In the material below, find how many lines contain the string "this". Write only that number.

*** INFORMATION SUPPLIED

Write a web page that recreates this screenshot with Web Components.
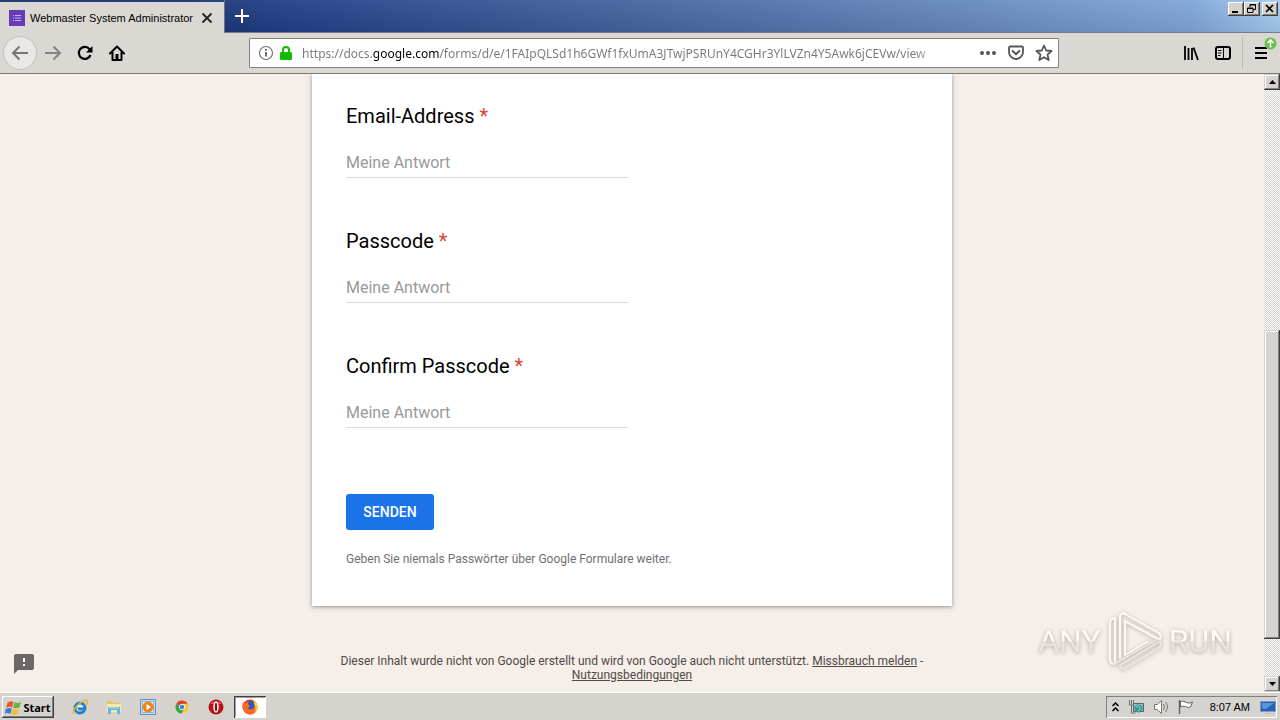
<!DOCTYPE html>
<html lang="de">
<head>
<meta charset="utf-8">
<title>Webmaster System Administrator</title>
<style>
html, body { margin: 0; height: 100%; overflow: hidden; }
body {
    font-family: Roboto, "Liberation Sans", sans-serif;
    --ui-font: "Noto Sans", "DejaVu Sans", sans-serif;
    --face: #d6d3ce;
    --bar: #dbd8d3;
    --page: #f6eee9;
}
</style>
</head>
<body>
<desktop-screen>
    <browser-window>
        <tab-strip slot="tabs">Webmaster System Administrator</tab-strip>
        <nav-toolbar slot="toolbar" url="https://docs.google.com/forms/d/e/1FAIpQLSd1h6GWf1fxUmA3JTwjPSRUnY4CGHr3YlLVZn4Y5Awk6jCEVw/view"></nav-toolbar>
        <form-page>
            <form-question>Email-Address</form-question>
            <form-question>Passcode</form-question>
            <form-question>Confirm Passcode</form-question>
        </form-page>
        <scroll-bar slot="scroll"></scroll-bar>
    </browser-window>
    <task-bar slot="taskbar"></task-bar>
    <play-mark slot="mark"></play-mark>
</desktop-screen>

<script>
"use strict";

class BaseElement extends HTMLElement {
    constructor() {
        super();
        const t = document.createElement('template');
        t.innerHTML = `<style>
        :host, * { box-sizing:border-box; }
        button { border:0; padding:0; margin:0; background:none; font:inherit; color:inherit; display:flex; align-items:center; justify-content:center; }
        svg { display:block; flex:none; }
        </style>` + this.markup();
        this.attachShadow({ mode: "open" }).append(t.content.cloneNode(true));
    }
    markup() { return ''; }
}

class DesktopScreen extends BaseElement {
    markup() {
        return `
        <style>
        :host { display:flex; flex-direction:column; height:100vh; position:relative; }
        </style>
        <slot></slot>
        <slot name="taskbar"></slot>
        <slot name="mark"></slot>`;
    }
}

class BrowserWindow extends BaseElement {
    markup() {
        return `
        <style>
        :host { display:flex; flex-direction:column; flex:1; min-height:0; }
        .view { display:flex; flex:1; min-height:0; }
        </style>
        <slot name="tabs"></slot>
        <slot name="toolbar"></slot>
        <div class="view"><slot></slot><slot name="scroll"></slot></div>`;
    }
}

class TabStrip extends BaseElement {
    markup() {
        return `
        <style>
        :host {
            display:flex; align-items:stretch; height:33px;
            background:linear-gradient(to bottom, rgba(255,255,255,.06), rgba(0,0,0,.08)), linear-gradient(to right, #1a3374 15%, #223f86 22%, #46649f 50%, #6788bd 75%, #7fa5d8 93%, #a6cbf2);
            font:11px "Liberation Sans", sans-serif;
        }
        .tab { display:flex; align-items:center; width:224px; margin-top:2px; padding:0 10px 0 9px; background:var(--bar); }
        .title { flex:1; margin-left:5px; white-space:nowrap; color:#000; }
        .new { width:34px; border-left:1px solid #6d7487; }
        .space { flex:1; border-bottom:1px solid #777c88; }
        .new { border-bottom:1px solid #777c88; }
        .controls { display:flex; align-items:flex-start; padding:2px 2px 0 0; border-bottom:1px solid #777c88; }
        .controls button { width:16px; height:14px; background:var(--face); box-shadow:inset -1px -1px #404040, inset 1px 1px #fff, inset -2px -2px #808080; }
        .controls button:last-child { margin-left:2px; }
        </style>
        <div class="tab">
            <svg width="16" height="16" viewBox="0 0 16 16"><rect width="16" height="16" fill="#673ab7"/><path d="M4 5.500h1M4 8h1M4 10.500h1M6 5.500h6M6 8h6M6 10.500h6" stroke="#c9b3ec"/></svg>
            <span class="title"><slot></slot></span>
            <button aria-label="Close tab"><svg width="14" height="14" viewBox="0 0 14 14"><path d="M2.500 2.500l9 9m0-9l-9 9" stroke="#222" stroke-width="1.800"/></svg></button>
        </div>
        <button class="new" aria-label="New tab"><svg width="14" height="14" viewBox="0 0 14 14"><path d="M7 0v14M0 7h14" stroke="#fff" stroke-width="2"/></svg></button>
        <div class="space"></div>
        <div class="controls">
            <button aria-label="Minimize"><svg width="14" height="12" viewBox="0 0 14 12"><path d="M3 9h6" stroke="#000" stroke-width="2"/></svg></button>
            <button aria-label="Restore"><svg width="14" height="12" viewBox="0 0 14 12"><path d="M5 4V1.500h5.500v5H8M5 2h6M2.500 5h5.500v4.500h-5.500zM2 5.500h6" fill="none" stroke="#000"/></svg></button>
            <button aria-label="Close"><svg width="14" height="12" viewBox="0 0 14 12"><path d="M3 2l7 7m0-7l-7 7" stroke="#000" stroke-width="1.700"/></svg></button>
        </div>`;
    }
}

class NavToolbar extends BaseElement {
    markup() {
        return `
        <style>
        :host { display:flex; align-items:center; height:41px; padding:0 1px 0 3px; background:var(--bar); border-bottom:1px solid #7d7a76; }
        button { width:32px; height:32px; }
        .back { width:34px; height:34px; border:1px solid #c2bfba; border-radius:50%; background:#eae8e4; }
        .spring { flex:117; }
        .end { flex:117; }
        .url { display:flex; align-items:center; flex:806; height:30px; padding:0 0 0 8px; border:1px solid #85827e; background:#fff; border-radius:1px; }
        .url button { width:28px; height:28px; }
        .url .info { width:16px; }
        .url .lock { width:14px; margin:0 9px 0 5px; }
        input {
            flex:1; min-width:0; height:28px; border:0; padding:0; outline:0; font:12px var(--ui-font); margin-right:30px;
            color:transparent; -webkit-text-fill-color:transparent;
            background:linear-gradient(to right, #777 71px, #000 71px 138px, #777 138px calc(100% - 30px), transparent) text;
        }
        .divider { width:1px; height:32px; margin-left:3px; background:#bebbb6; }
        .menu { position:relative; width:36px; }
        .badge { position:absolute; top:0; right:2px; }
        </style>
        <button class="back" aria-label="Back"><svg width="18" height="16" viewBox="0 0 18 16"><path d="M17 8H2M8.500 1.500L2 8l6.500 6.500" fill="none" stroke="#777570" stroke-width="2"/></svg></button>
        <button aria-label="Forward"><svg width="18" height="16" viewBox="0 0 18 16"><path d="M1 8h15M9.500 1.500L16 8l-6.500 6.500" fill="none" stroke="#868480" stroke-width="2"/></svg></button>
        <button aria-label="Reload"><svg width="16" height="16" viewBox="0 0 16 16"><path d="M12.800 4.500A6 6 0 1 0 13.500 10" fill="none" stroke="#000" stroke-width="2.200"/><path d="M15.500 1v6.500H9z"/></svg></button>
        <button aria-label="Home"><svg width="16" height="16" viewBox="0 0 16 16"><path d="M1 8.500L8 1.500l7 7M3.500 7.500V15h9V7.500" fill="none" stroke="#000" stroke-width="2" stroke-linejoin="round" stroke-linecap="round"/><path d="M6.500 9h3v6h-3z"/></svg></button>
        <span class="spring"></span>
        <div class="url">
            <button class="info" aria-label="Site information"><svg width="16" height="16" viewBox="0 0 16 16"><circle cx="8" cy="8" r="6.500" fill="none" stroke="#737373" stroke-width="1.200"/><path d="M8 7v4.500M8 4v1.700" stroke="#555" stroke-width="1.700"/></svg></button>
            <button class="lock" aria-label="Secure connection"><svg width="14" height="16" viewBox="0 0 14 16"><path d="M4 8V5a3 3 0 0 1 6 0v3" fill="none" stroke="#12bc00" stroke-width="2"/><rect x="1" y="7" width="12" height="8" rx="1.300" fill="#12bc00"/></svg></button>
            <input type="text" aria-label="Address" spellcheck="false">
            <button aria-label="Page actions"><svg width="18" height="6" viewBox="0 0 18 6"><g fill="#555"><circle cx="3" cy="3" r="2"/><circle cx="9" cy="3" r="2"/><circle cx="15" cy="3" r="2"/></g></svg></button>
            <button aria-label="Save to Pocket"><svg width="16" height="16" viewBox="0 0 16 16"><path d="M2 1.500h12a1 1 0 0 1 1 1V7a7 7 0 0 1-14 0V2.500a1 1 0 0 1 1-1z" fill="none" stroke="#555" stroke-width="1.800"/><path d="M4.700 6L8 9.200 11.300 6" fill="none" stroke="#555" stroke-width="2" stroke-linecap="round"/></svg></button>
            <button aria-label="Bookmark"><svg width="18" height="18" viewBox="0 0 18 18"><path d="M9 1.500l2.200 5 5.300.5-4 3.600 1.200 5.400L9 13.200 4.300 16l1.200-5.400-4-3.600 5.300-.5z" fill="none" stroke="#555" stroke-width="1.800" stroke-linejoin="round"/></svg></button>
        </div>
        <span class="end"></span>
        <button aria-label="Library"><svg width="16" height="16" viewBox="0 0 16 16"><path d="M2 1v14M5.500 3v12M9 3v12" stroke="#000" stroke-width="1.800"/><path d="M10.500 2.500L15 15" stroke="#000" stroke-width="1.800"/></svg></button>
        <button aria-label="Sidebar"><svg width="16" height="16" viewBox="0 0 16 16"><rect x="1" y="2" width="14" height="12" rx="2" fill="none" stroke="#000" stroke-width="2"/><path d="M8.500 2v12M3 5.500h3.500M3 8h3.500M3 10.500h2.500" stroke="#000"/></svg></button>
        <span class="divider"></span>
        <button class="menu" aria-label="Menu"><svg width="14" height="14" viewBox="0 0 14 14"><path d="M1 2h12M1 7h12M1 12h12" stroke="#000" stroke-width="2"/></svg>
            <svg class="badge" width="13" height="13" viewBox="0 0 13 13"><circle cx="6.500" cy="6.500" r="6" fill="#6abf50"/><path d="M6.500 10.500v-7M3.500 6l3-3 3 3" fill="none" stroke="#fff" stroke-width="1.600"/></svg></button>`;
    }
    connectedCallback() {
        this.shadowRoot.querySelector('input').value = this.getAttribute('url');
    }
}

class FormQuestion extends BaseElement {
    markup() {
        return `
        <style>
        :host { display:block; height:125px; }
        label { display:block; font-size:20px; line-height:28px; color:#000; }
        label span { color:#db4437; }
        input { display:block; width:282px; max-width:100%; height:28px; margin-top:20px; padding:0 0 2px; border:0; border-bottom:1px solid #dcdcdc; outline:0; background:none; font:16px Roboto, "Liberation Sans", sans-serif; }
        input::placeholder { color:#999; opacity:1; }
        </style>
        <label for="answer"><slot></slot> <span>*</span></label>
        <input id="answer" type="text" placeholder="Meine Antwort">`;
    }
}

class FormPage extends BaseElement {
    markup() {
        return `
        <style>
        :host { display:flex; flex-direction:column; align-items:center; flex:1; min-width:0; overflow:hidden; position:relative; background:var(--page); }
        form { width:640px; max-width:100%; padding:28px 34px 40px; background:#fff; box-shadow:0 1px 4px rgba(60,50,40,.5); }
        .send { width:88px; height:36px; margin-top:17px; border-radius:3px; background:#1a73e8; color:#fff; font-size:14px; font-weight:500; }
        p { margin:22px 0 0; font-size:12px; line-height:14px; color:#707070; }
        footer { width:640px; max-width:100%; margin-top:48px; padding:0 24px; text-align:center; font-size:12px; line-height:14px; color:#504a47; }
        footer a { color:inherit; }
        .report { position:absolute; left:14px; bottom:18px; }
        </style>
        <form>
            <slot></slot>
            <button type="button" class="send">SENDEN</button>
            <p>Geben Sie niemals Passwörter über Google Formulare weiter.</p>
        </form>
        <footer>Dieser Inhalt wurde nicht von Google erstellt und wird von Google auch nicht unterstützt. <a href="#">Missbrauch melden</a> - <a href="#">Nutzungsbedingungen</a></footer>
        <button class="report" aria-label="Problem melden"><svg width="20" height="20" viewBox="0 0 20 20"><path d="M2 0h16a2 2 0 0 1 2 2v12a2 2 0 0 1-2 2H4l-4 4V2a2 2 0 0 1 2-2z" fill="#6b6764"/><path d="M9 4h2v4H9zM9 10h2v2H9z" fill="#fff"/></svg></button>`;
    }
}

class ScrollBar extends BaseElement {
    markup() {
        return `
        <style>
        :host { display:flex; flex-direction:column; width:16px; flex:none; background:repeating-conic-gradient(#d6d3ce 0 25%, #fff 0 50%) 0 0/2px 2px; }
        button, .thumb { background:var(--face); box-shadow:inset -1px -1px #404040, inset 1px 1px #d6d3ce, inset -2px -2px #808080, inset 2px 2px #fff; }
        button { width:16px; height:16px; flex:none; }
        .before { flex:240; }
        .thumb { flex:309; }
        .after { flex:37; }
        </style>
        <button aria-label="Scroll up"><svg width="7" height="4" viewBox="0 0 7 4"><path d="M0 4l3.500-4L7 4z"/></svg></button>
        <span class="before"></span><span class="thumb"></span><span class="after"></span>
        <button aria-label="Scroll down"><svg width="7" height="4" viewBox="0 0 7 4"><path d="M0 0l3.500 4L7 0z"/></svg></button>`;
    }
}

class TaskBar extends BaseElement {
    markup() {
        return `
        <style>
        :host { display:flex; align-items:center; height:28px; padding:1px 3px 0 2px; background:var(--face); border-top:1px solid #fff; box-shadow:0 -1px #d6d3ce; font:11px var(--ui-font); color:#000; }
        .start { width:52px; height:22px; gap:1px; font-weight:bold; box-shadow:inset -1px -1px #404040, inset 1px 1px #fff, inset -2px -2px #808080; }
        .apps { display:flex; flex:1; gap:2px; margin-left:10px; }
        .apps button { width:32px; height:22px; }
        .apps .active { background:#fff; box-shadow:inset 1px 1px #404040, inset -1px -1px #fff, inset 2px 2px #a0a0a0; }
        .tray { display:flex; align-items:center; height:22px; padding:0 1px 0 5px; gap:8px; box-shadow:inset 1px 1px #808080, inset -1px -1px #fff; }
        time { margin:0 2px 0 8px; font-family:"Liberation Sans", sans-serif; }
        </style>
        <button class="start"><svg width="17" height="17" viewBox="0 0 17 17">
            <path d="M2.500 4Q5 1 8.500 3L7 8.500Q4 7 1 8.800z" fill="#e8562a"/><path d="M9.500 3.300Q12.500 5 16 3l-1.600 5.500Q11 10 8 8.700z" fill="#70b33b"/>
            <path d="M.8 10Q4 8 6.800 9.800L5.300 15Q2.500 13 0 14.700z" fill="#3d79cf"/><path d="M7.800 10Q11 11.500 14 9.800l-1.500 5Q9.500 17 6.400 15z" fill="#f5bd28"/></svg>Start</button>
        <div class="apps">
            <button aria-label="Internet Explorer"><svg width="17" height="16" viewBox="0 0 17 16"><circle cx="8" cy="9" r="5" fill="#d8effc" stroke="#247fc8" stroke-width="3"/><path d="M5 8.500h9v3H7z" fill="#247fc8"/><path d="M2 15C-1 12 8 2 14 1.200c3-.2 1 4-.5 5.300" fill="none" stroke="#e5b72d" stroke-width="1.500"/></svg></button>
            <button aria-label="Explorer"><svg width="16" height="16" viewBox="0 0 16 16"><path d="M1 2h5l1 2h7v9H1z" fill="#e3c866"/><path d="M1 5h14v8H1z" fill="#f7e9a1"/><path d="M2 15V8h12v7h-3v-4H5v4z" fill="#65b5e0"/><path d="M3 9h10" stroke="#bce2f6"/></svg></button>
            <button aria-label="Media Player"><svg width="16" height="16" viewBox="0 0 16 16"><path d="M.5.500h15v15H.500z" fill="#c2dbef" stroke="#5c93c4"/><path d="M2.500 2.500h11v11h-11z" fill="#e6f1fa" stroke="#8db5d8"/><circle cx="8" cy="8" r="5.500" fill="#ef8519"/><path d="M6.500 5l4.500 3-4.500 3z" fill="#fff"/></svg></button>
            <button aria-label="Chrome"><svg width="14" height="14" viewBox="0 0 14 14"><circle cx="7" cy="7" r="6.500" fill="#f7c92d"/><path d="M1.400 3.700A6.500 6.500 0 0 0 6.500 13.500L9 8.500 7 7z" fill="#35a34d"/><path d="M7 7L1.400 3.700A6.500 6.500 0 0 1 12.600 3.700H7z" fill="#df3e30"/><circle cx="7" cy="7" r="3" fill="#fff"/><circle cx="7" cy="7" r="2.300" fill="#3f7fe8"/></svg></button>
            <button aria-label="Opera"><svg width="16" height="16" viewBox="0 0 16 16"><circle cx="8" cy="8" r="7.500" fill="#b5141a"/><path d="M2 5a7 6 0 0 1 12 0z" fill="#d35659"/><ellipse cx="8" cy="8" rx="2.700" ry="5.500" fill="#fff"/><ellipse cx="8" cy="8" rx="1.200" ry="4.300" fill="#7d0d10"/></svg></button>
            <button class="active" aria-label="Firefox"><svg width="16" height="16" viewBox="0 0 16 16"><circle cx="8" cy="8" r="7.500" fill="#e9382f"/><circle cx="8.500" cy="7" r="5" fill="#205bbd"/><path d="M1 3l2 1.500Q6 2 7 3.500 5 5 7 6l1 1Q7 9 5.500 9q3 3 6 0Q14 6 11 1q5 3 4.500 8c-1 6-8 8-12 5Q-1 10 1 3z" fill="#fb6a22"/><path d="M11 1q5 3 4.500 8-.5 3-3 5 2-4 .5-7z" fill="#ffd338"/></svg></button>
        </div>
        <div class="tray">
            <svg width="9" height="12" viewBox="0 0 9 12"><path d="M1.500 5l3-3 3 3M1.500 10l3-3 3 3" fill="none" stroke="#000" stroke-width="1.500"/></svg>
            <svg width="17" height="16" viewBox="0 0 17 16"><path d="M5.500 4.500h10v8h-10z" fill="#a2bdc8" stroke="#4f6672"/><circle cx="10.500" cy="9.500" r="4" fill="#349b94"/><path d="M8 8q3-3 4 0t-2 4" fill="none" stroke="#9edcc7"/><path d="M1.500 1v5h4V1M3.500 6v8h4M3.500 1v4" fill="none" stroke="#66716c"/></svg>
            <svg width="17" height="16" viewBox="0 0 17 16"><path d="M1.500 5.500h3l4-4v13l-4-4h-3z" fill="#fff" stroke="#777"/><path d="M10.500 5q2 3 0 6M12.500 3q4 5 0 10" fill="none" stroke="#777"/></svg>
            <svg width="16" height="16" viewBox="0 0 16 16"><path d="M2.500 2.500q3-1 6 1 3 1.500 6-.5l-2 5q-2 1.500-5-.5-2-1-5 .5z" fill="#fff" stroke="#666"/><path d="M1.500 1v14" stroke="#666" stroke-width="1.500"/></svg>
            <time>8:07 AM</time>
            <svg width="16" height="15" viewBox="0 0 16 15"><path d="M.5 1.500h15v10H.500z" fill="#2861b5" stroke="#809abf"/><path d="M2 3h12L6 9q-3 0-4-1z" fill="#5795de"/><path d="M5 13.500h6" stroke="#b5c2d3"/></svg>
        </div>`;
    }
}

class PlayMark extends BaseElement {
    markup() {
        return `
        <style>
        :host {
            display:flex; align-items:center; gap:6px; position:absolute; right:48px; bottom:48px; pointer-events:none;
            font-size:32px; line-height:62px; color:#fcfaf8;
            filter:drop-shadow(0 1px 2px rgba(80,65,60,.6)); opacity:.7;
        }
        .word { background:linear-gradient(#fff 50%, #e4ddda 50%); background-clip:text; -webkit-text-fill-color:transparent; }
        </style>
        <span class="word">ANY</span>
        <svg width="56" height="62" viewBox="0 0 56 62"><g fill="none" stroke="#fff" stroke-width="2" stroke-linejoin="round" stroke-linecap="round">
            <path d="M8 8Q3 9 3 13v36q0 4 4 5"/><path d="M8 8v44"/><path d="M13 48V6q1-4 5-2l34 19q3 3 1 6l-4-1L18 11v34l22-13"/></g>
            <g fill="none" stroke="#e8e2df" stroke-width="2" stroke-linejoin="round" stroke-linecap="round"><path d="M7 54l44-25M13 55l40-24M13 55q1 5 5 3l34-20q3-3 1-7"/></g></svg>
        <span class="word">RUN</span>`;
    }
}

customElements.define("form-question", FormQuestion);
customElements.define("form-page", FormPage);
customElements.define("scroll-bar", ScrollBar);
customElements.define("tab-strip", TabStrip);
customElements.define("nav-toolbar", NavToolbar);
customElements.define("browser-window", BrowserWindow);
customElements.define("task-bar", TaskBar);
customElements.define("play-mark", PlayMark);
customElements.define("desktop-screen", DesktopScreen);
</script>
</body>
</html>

******

**TASK RESPONSE:** 4